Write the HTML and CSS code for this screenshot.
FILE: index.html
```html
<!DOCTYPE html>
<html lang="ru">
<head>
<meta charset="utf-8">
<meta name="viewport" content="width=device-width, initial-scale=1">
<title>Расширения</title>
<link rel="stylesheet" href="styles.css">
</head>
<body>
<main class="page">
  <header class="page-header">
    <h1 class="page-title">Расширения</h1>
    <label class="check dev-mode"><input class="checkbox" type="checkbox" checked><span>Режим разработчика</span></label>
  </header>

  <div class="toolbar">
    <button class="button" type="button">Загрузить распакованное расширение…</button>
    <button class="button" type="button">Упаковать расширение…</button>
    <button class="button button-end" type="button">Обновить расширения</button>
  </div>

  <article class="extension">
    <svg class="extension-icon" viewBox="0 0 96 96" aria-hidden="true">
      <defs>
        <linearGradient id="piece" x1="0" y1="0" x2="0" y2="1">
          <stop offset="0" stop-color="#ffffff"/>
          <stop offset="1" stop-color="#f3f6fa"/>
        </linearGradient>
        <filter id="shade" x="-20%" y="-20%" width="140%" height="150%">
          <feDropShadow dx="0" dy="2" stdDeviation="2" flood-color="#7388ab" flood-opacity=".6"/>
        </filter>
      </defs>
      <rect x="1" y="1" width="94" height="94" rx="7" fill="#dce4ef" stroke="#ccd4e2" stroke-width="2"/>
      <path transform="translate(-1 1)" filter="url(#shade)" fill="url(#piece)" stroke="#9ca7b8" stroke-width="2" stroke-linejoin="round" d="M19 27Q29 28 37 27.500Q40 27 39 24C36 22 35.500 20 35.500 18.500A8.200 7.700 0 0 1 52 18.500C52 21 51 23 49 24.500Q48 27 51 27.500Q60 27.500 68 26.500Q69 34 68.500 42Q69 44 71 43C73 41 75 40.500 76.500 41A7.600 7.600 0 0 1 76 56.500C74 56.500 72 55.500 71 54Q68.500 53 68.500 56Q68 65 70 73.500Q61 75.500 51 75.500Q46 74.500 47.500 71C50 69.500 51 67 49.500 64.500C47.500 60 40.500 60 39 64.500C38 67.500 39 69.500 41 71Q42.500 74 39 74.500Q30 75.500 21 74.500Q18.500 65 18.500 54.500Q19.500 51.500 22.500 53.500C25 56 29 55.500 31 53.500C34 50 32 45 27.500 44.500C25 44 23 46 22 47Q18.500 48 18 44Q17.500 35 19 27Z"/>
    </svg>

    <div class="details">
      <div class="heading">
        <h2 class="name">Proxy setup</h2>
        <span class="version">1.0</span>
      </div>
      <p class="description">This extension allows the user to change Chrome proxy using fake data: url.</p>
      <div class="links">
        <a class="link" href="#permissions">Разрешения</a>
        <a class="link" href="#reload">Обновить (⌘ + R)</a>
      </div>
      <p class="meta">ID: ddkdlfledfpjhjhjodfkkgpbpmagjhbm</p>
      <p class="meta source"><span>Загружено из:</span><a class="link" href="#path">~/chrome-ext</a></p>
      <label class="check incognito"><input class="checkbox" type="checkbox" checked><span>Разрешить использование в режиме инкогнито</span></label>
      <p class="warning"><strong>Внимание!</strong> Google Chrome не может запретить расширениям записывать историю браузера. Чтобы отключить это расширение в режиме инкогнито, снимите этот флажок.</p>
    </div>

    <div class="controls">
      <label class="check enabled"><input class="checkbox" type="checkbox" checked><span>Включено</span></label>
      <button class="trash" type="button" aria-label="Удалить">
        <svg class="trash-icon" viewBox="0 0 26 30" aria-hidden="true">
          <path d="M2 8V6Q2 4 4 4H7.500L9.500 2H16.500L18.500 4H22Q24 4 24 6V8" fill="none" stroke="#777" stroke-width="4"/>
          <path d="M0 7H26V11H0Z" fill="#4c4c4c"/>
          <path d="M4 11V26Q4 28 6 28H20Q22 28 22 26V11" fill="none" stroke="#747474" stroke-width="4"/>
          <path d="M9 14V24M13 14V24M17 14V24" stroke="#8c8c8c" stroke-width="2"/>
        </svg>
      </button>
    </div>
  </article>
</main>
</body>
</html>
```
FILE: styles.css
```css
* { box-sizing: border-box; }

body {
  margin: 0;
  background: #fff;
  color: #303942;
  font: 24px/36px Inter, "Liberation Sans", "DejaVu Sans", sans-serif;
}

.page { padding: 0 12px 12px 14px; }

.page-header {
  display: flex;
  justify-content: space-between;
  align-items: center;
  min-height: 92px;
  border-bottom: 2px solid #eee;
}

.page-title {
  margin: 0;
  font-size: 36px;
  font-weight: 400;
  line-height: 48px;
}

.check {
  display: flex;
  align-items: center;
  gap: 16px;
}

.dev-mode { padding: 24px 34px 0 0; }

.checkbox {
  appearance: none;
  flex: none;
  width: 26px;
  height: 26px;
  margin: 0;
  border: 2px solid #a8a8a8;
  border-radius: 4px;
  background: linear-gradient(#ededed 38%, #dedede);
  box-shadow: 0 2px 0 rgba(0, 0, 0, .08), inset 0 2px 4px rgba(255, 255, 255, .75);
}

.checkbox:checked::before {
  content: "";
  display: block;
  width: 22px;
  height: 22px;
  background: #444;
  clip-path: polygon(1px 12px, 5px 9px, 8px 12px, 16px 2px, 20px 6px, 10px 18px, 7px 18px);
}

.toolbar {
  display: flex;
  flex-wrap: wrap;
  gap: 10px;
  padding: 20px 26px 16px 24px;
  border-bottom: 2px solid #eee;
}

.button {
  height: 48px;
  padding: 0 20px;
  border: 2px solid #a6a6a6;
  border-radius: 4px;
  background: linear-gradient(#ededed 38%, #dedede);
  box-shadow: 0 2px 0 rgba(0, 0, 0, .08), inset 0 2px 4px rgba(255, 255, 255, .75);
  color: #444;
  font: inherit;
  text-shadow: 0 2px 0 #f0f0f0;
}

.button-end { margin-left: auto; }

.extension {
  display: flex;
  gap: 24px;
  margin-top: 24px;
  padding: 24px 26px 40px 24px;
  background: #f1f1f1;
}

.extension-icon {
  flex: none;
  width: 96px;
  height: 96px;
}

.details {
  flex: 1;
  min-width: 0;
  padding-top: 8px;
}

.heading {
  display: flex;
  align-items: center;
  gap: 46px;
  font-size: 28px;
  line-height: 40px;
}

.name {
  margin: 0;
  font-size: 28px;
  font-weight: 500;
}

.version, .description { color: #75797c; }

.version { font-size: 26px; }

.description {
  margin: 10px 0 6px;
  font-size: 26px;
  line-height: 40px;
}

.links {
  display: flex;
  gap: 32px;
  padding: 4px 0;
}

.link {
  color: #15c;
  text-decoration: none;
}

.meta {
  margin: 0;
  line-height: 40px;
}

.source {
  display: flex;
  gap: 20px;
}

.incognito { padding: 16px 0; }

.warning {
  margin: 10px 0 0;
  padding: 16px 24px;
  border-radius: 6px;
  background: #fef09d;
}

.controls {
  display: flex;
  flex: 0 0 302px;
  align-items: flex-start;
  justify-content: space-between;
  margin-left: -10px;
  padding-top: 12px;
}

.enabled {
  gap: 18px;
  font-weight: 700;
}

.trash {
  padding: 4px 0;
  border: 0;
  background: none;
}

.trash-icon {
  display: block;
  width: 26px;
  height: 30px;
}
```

══════════════════════════════

Stated task.
Repeat back the data above, exact to the last character.

Problem solution.
Write the HTML and CSS code for this screenshot.
FILE: index.html
```html
<!DOCTYPE html>
<html lang="ru">
<head>
<meta charset="utf-8">
<meta name="viewport" content="width=device-width, initial-scale=1">
<title>Расширения</title>
<link rel="stylesheet" href="styles.css">
</head>
<body>
<main class="page">
  <header class="page-header">
    <h1 class="page-title">Расширения</h1>
    <label class="check dev-mode"><input class="checkbox" type="checkbox" checked><span>Режим разработчика</span></label>
  </header>

  <div class="toolbar">
    <button class="button" type="button">Загрузить распакованное расширение…</button>
    <button class="button" type="button">Упаковать расширение…</button>
    <button class="button button-end" type="button">Обновить расширения</button>
  </div>

  <article class="extension">
    <svg class="extension-icon" viewBox="0 0 96 96" aria-hidden="true">
      <defs>
        <linearGradient id="piece" x1="0" y1="0" x2="0" y2="1">
          <stop offset="0" stop-color="#ffffff"/>
          <stop offset="1" stop-color="#f3f6fa"/>
        </linearGradient>
        <filter id="shade" x="-20%" y="-20%" width="140%" height="150%">
          <feDropShadow dx="0" dy="2" stdDeviation="2" flood-color="#7388ab" flood-opacity=".6"/>
        </filter>
      </defs>
      <rect x="1" y="1" width="94" height="94" rx="7" fill="#dce4ef" stroke="#ccd4e2" stroke-width="2"/>
      <path transform="translate(-1 1)" filter="url(#shade)" fill="url(#piece)" stroke="#9ca7b8" stroke-width="2" stroke-linejoin="round" d="M19 27Q29 28 37 27.500Q40 27 39 24C36 22 35.500 20 35.500 18.500A8.200 7.700 0 0 1 52 18.500C52 21 51 23 49 24.500Q48 27 51 27.500Q60 27.500 68 26.500Q69 34 68.500 42Q69 44 71 43C73 41 75 40.500 76.500 41A7.600 7.600 0 0 1 76 56.500C74 56.500 72 55.500 71 54Q68.500 53 68.500 56Q68 65 70 73.500Q61 75.500 51 75.500Q46 74.500 47.500 71C50 69.500 51 67 49.500 64.500C47.500 60 40.500 60 39 64.500C38 67.500 39 69.500 41 71Q42.500 74 39 74.500Q30 75.500 21 74.500Q18.500 65 18.500 54.500Q19.500 51.500 22.500 53.500C25 56 29 55.500 31 53.500C34 50 32 45 27.500 44.500C25 44 23 46 22 47Q18.500 48 18 44Q17.500 35 19 27Z"/>
    </svg>

    <div class="details">
      <div class="heading">
        <h2 class="name">Proxy setup</h2>
        <span class="version">1.0</span>
      </div>
      <p class="description">This extension allows the user to change Chrome proxy using fake data: url.</p>
      <div class="links">
        <a class="link" href="#permissions">Разрешения</a>
        <a class="link" href="#reload">Обновить (⌘ + R)</a>
      </div>
      <p class="meta">ID: ddkdlfledfpjhjhjodfkkgpbpmagjhbm</p>
      <p class="meta source"><span>Загружено из:</span><a class="link" href="#path">~/chrome-ext</a></p>
      <label class="check incognito"><input class="checkbox" type="checkbox" checked><span>Разрешить использование в режиме инкогнито</span></label>
      <p class="warning"><strong>Внимание!</strong> Google Chrome не может запретить расширениям записывать историю браузера. Чтобы отключить это расширение в режиме инкогнито, снимите этот флажок.</p>
    </div>

    <div class="controls">
      <label class="check enabled"><input class="checkbox" type="checkbox" checked><span>Включено</span></label>
      <button class="trash" type="button" aria-label="Удалить">
        <svg class="trash-icon" viewBox="0 0 26 30" aria-hidden="true">
          <path d="M2 8V6Q2 4 4 4H7.500L9.500 2H16.500L18.500 4H22Q24 4 24 6V8" fill="none" stroke="#777" stroke-width="4"/>
          <path d="M0 7H26V11H0Z" fill="#4c4c4c"/>
          <path d="M4 11V26Q4 28 6 28H20Q22 28 22 26V11" fill="none" stroke="#747474" stroke-width="4"/>
          <path d="M9 14V24M13 14V24M17 14V24" stroke="#8c8c8c" stroke-width="2"/>
        </svg>
      </button>
    </div>
  </article>
</main>
</body>
</html>
```
FILE: styles.css
```css
* { box-sizing: border-box; }

body {
  margin: 0;
  background: #fff;
  color: #303942;
  font: 24px/36px Inter, "Liberation Sans", "DejaVu Sans", sans-serif;
}

.page { padding: 0 12px 12px 14px; }

.page-header {
  display: flex;
  justify-content: space-between;
  align-items: center;
  min-height: 92px;
  border-bottom: 2px solid #eee;
}

.page-title {
  margin: 0;
  font-size: 36px;
  font-weight: 400;
  line-height: 48px;
}

.check {
  display: flex;
  align-items: center;
  gap: 16px;
}

.dev-mode { padding: 24px 34px 0 0; }

.checkbox {
  appearance: none;
  flex: none;
  width: 26px;
  height: 26px;
  margin: 0;
  border: 2px solid #a8a8a8;
  border-radius: 4px;
  background: linear-gradient(#ededed 38%, #dedede);
  box-shadow: 0 2px 0 rgba(0, 0, 0, .08), inset 0 2px 4px rgba(255, 255, 255, .75);
}

.checkbox:checked::before {
  content: "";
  display: block;
  width: 22px;
  height: 22px;
  background: #444;
  clip-path: polygon(1px 12px, 5px 9px, 8px 12px, 16px 2px, 20px 6px, 10px 18px, 7px 18px);
}

.toolbar {
  display: flex;
  flex-wrap: wrap;
  gap: 10px;
  padding: 20px 26px 16px 24px;
  border-bottom: 2px solid #eee;
}

.button {
  height: 48px;
  padding: 0 20px;
  border: 2px solid #a6a6a6;
  border-radius: 4px;
  background: linear-gradient(#ededed 38%, #dedede);
  box-shadow: 0 2px 0 rgba(0, 0, 0, .08), inset 0 2px 4px rgba(255, 255, 255, .75);
  color: #444;
  font: inherit;
  text-shadow: 0 2px 0 #f0f0f0;
}

.button-end { margin-left: auto; }

.extension {
  display: flex;
  gap: 24px;
  margin-top: 24px;
  padding: 24px 26px 40px 24px;
  background: #f1f1f1;
}

.extension-icon {
  flex: none;
  width: 96px;
  height: 96px;
}

.details {
  flex: 1;
  min-width: 0;
  padding-top: 8px;
}

.heading {
  display: flex;
  align-items: center;
  gap: 46px;
  font-size: 28px;
  line-height: 40px;
}

.name {
  margin: 0;
  font-size: 28px;
  font-weight: 500;
}

.version, .description { color: #75797c; }

.version { font-size: 26px; }

.description {
  margin: 10px 0 6px;
  font-size: 26px;
  line-height: 40px;
}

.links {
  display: flex;
  gap: 32px;
  padding: 4px 0;
}

.link {
  color: #15c;
  text-decoration: none;
}

.meta {
  margin: 0;
  line-height: 40px;
}

.source {
  display: flex;
  gap: 20px;
}

.incognito { padding: 16px 0; }

.warning {
  margin: 10px 0 0;
  padding: 16px 24px;
  border-radius: 6px;
  background: #fef09d;
}

.controls {
  display: flex;
  flex: 0 0 302px;
  align-items: flex-start;
  justify-content: space-between;
  margin-left: -10px;
  padding-top: 12px;
}

.enabled {
  gap: 18px;
  font-weight: 700;
}

.trash {
  padding: 4px 0;
  border: 0;
  background: none;
}

.trash-icon {
  display: block;
  width: 26px;
  height: 30px;
}
```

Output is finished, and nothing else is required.